Turizm rehberliğini daha çok erkeklerin yapmasından dolayı gelen turistlerin kadın rehber görmesiyle şaşırdıklarını ama memnun kaldıklarını söyleyen Nevin; "Aldığımız tepkilere göre geldiklerinde hep erkek rehber görmeye alıştıkları için otobüse kadın rehber bindiği zaman şaşırıyorlar. Sonra onlara sahip çıkışımız, bazı konuları anlatırken daha titizlikle yaklaşmamız, hassa noktalarını biliyor olmamız kadınların mesleği iyi yapabileceğini gösteriyor" dedi. Kadın rehberlerin aile hayatında büyük sıkıntılar çektiğini belirten Nevin; "Rehber biriyle evlenmek büyük dert ama rehber olmayan biriyle evlenmek daha büyük bir dert çünkü o sizi anlayamıyor. Hele ki kadınsanız sürekli şehir dışına çıkmanız gerekiyor. Bunu bir yerden sonra erkekler kabul etmiyor. Bir kadın arkadaşımız bu mesleğinden dolayı daha henüz doğum yapmışken boşanmak zorunda kaldı. Çünkü eşi artık bu işi yapmasını istemiyordu. Konakladığımız otele annesi arkadaşımız bebeğini sırf emzirsin diye getirip götürüyordu. Otelden çıkma, grubu bırakma gibi bir şansımız yok. Bende bu durumlara çocuğu düşürmeyeyim diye evlenmedim" diye konuştu.

'Kadınların turizm sektöründe kabul görülmesi zaman aldı'

1989 senesinde mesleğe sekreterlikten başladığını belirten Hülya Yıldırım Kaya ilk başladığı zaman rehberlik yapan kadın sayısının az olduğunu söyleyerek, kadınların varlığını kabul ettirmek için çok zorluklar çektiklerini ekledi. Hülya; "Bir kadının otobüslere binip de tur yapması o kadar tuhaf karşılanıyordu ki hem tur şirketleri tarafından hem halkımız tarafından. Şoförle tek başına bir kadın grubu yönetiyor. Şoföre," Abi şurada durur musun?" dediğim zaman 'Ben senden emir mi alacam?' diyorlardı. Çok zorlandık bir kadın olarak turizm camiasında kendimizi kabul ettirmemiz zaman aldı. Küçük görüyorlardı. Sanki bu işi sadece erkekler yapabilirmiş gibi. Biz doğuyu da anlatıyoruz batıyı da anlatıyoruz yani gerekiyorsa dünyayı anlatıyoruz insanlara ama kadınız diye niye aşağılanıyoruz? Otel, turda veya otobüste hep tacizlere maruz kaldık. Ben ilk başladığım zamanlarda otelde kapımı çaldıkları zaman korkudan kapıyı açamazdım. Biz bu mesleği kadınların da yapabileceğini kabul ettirene kadar çok zorlandık. Şimdiki nesilde yeni başlayan arkadaşlarımız bu noktada sıkıntıları olmuyor çünkü kabul ettiler artık" şeklinde konuştu.

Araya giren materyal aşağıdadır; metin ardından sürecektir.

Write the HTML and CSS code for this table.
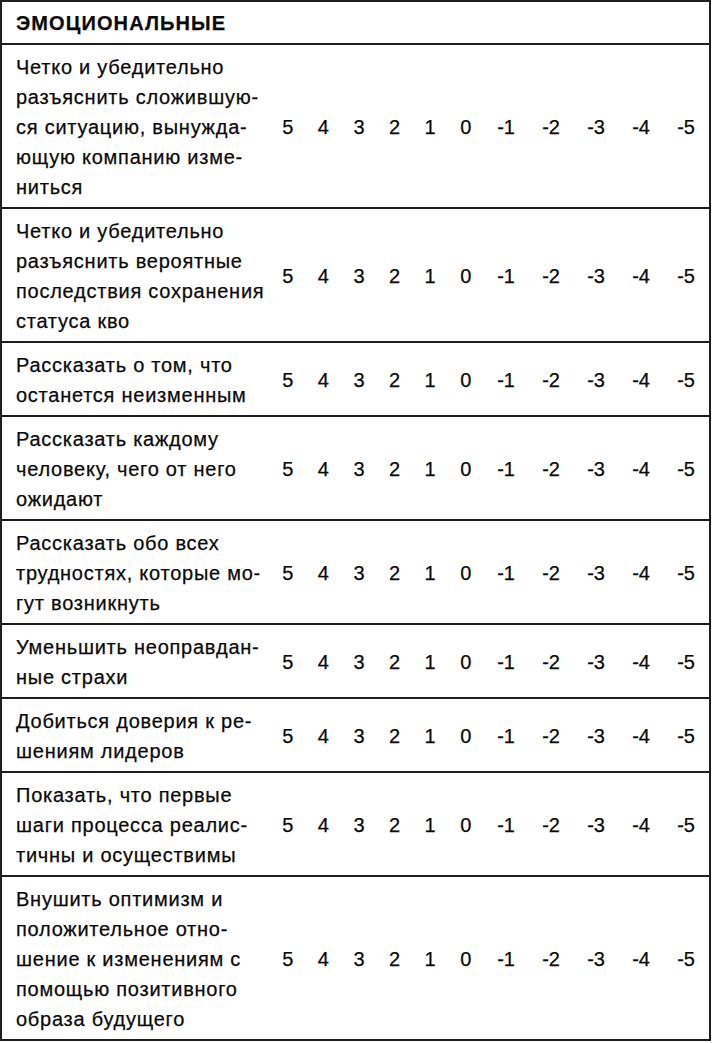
FILE: index.html
```html
<!DOCTYPE html>
<html lang="ru">
<head>
<meta charset="utf-8">
<title>Эмоциональные</title>
<link rel="stylesheet" href="styles.css">
</head>
<body>
<div class="table">
  <div class="head">ЭМОЦИОНАЛЬНЫЕ</div>

  <div class="row">
    <div class="label">Четко и убедительно<br>разъяснить сложившую-<br>ся ситуацию, вынужда-<br>ющую компанию изме-<br>ниться</div>
    <div class="scale"><span>5</span><span>4</span><span>3</span><span>2</span><span>1</span><span>0</span><span>-1</span><span>-2</span><span>-3</span><span>-4</span><span>-5</span></div>
  </div>

  <div class="row">
    <div class="label">Четко и убедительно<br>разъяснить вероятные<br>последствия сохранения<br>статуса кво</div>
    <div class="scale"><span>5</span><span>4</span><span>3</span><span>2</span><span>1</span><span>0</span><span>-1</span><span>-2</span><span>-3</span><span>-4</span><span>-5</span></div>
  </div>

  <div class="row">
    <div class="label">Рассказать о том, что<br>останется неизменным</div>
    <div class="scale"><span>5</span><span>4</span><span>3</span><span>2</span><span>1</span><span>0</span><span>-1</span><span>-2</span><span>-3</span><span>-4</span><span>-5</span></div>
  </div>

  <div class="row">
    <div class="label">Рассказать каждому<br>человеку, чего от него<br>ожидают</div>
    <div class="scale"><span>5</span><span>4</span><span>3</span><span>2</span><span>1</span><span>0</span><span>-1</span><span>-2</span><span>-3</span><span>-4</span><span>-5</span></div>
  </div>

  <div class="row">
    <div class="label">Рассказать обо всех<br>трудностях, которые мо-<br>гут возникнуть</div>
    <div class="scale"><span>5</span><span>4</span><span>3</span><span>2</span><span>1</span><span>0</span><span>-1</span><span>-2</span><span>-3</span><span>-4</span><span>-5</span></div>
  </div>

  <div class="row">
    <div class="label">Уменьшить неоправдан-<br>ные страхи</div>
    <div class="scale"><span>5</span><span>4</span><span>3</span><span>2</span><span>1</span><span>0</span><span>-1</span><span>-2</span><span>-3</span><span>-4</span><span>-5</span></div>
  </div>

  <div class="row">
    <div class="label">Добиться доверия к ре-<br>шениям лидеров</div>
    <div class="scale"><span>5</span><span>4</span><span>3</span><span>2</span><span>1</span><span>0</span><span>-1</span><span>-2</span><span>-3</span><span>-4</span><span>-5</span></div>
  </div>

  <div class="row">
    <div class="label">Показать, что первые<br>шаги процесса реалис-<br>тичны и осуществимы</div>
    <div class="scale"><span>5</span><span>4</span><span>3</span><span>2</span><span>1</span><span>0</span><span>-1</span><span>-2</span><span>-3</span><span>-4</span><span>-5</span></div>
  </div>

  <div class="row">
    <div class="label">Внушить оптимизм и<br>положительное отно-<br>шение к изменениям с<br>помощью позитивного<br>образа будущего</div>
    <div class="scale"><span>5</span><span>4</span><span>3</span><span>2</span><span>1</span><span>0</span><span>-1</span><span>-2</span><span>-3</span><span>-4</span><span>-5</span></div>
  </div>
</div>
</body>
</html>
```

FILE: styles.css
```css
html, body {
  margin: 0;
  padding: 0;
  background: #ffffff;
}

body {
  font-family: "Liberation Sans", Arial, sans-serif;
  color: #0a0a0a;
  -webkit-text-stroke: 0.25px #0a0a0a;
}

.table {
  box-sizing: border-box;
  width: 711px;
  border: 2px solid #1e1e1e;
}

.head {
  height: 41px;
  box-sizing: border-box;
  padding: 9px 14px 0;
  font-weight: bold;
  font-size: 20px;
  letter-spacing: 1.1px;
  line-height: 24px;
}

.row {
  display: grid;
  grid-template-columns: 254px 1fr;
  align-items: center;
  border-top: 2px solid #1e1e1e;
  padding: 7px 0 5px 14px;
}

.label {
  font-size: 20px;
  letter-spacing: 0.75px;
  line-height: 30px;
  white-space: nowrap;
}

.scale {
  display: grid;
  grid-template-columns: repeat(6, 35.6px) repeat(5, 45px);
  font-size: 20px;
  line-height: 24px;
  text-align: center;
}
```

Sürekli kaza var ama sigorta yok

Uzun yol yürümekten dolayı bel fıtıkları ayak ve bacaklarda sağlık sorunları yaşadıklarını söyleyen Hülya; "Otobüste 20 santim tepenizde bulunan klimadan ve sürekli yürümekten dolayı Bel ağrıları, boyun fıtığı, farenjit, kalp rahatsızlıklarımız oluyor. Kalp rahatsızlıklarımız da tamamen stresten kaynaklanıyor. Bazı arkadaşlarımız güneş altında kalmaktan beyin kanaması geçiriyor. Geçenlerde yine bir arkadaşımız otobüste başına gelen kazadan dolayı bir kulağını kaybetti. Bu kadar sağlık sorunuyla karşı karşıya olmamıza rağmen sigortamız yok" dedi.